Now a small joke on numerology: 0xCAFEBABE is 3405691582 in decimal. The sum of all digits is 43. 43 is a prime number - so it’s enough to make any mathematician magically nervous. And it is one more than 42 - Ultimate Answer to the Life, the Universe, and Everything, that has interesting mathematical properties (after all)

Version

Version parameter describes Java version under which the bytecode has been generated. Oracle tutorial provides a table showing Java release, date of the release, major version number of the release, and earlier versions supported by the release. If a JVM tries to run .class which have unsupported version parameter inside, java.lang.UnsupportedClassVersionErrorwill be thrown. For example, major version for Java 17 is 61 (0x3D in hex) and previously compiled bytecode dumped as hex includes this number:

00000000: cafe babe 0000 003d 001d 0a00 0200 0307  .......=........

Constant pool

Constant pool contains information on all string constants, including field names and method names, class and interface names, plus other constants that are referred to within the ClassFile structure and its substructures.

Constant pool:
   #1 = Methodref          #2.#3          // java/lang/Object."<init>":()V
   #2 = Class              #4             // java/lang/Object
   #3 = NameAndType        #5:#6          // "<init>":()V
   #4 = Utf8               java/lang/Object
   #5 = Utf8               <init>
   #6 = Utf8               ()V
   #7 = Fieldref           #8.#9          // java/lang/System.out:Ljava/io/PrintStream;
   #8 = Class              #10            // java/lang/System
   #9 = NameAndType        #11:#12        // out:Ljava/io/PrintStream;
  #10 = Utf8               java/lang/System
  #11 = Utf8               out
  #12 = Utf8               Ljava/io/PrintStream;
  #13 = String             #14            // Hullo, darling!
  #14 = Utf8               Hullo, darling!
  #15 = Methodref          #16.#17        // java/io/PrintStream.println:(Ljava/lang/String;)V
  #16 = Class              #18            // java/io/PrintStream
  #17 = NameAndType        #19:#20        // println:(Ljava/lang/String;)V
  #18 = Utf8               java/io/PrintStream
  #19 = Utf8               println
  #20 = Utf8               (Ljava/lang/String;)V
  #21 = Class              #22            // HulloDarling
  #22 = Utf8               HulloDarling
  #23 = Utf8               Code
  #24 = Utf8               LineNumberTable
  #25 = Utf8               main
  #26 = Utf8               ([Ljava/lang/String;)V
  #27 = Utf8               SourceFile
  #28 = Utf8               HulloDarling.java

Further details on Constant Pool

Access flags

Values in this section denote access permissions to and properties of this class or interface:

flags: (0x0021) ACC_PUBLIC, ACC_SUPER

Full set of possible flags has been explained in Oracle’s documentation - including a nice, clear table showing possible modifiers: flag name, hex value, and it’s meaning:

Flag Name Value Interpretation
ACC_PUBLIC 0x0001 Declared public; may be accessed from outside its package.
ACC_FINAL 0x0010 Declared final; no subclasses allowed.
ACC_SUPER 0x0020 Treat superclass methods specially when invoked by the invokespecial instruction.
ACC_INTERFACE 0x0200 Is an interface, not a class.
ACC_ABSTRACT 0x0400 Declared abstract; must not be instantiated.
ACC_SYNTHETIC 0x1000 Declared synthetic; not present in the source code.
ACC_ANNOTATION 0x2000 Declared as an annotation interface.
ACC_ENUM 0x4000 Declared as an enum class.
ACC_MODULE 0x8000 Is a module, not a class or interface.

It is worth noting that:

The ACC_SUPER flag indicates which of two alternative semantics is to be expressed by the invokespecial instruction if it appears in this class or interface. Compilers to the instruction set of the Java Virtual Machine should set the ACC_SUPER flag. In Java SE 8 and above, the Java Virtual Machine considers the ACC_SUPER flag to be set in every class file, regardless of the actual value of the flag in the class file and the version of the class file.
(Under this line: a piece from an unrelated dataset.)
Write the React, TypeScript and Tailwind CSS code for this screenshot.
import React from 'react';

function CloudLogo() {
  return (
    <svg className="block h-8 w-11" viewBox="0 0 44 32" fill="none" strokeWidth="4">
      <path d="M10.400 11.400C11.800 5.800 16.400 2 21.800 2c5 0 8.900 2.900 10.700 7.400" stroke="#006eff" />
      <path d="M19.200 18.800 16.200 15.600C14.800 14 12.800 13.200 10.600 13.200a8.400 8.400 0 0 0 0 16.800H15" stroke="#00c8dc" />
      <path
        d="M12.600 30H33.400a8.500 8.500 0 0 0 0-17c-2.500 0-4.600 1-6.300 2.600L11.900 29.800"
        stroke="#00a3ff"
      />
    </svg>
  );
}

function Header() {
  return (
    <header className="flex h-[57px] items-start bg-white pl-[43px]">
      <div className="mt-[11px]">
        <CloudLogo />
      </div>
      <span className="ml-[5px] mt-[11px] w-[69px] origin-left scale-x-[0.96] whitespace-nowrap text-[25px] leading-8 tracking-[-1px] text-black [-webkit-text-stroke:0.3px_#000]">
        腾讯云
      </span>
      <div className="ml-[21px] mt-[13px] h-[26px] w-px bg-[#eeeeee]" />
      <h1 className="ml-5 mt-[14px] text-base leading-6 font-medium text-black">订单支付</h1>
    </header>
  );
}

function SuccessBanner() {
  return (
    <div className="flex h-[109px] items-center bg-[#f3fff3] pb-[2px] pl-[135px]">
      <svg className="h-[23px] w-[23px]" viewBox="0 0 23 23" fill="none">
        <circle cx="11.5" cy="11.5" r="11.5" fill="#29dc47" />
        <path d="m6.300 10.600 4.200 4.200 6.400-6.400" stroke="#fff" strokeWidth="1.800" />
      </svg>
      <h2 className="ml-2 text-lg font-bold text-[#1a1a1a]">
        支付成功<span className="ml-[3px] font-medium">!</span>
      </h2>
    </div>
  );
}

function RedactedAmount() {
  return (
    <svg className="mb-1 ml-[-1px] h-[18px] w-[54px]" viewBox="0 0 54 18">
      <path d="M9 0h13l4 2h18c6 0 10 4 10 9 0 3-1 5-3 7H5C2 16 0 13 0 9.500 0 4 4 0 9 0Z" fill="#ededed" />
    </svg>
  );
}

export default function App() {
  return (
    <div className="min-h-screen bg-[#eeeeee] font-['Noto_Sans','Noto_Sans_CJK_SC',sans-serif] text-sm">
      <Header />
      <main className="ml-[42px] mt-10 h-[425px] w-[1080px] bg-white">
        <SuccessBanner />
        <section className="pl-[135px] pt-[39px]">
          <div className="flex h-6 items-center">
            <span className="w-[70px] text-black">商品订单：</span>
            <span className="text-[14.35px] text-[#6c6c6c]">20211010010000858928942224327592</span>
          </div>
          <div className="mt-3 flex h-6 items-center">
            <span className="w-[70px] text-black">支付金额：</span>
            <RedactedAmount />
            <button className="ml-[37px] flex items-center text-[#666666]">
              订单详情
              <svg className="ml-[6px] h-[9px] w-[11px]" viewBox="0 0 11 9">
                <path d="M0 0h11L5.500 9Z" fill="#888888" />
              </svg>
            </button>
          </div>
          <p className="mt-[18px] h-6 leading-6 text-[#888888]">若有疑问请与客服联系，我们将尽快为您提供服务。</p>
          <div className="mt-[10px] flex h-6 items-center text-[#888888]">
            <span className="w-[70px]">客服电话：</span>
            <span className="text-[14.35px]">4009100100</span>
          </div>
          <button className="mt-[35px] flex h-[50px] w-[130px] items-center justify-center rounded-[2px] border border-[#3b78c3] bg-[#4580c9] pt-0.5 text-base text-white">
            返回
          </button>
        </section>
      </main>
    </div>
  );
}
The ACC_SUPER flag exists for backward compatibility with code compiled by older compilers for the Java programming language. Prior to JDK 1.0.2, the compiler generated access_flags in which the flag now representing ACC_SUPER had no assigned meaning, and Oracle’s Java Virtual Machine implementation ignored the flag if it was set.

This class

This class value:

 this_class: #21                         // HulloDarling

contains reference to the constant pool information:

 #21 = Class              #22            // HulloDarling

According to the guide, the value of the this_class item must be a valid index into the constant_pool table. The constant_pool entry at that index must be a CONSTANT_Class_info structure representing the class or interface defined by this class file.

Super class

Similarily, super class value:

super_class: #2                         // java/lang/Object

contains reference to the constant pool information in relevant record:

#2 = Class              #4             // java/lang/Object

Further explanation in the manual.

Interfaces, Fields, Methods, Attributes

It’s rather self-explanatory:

interfaces: 0, fields: 0, methods: 2, attributes: 1

It is a counter of the items like interfaces, fields, methods and attributes included into the class.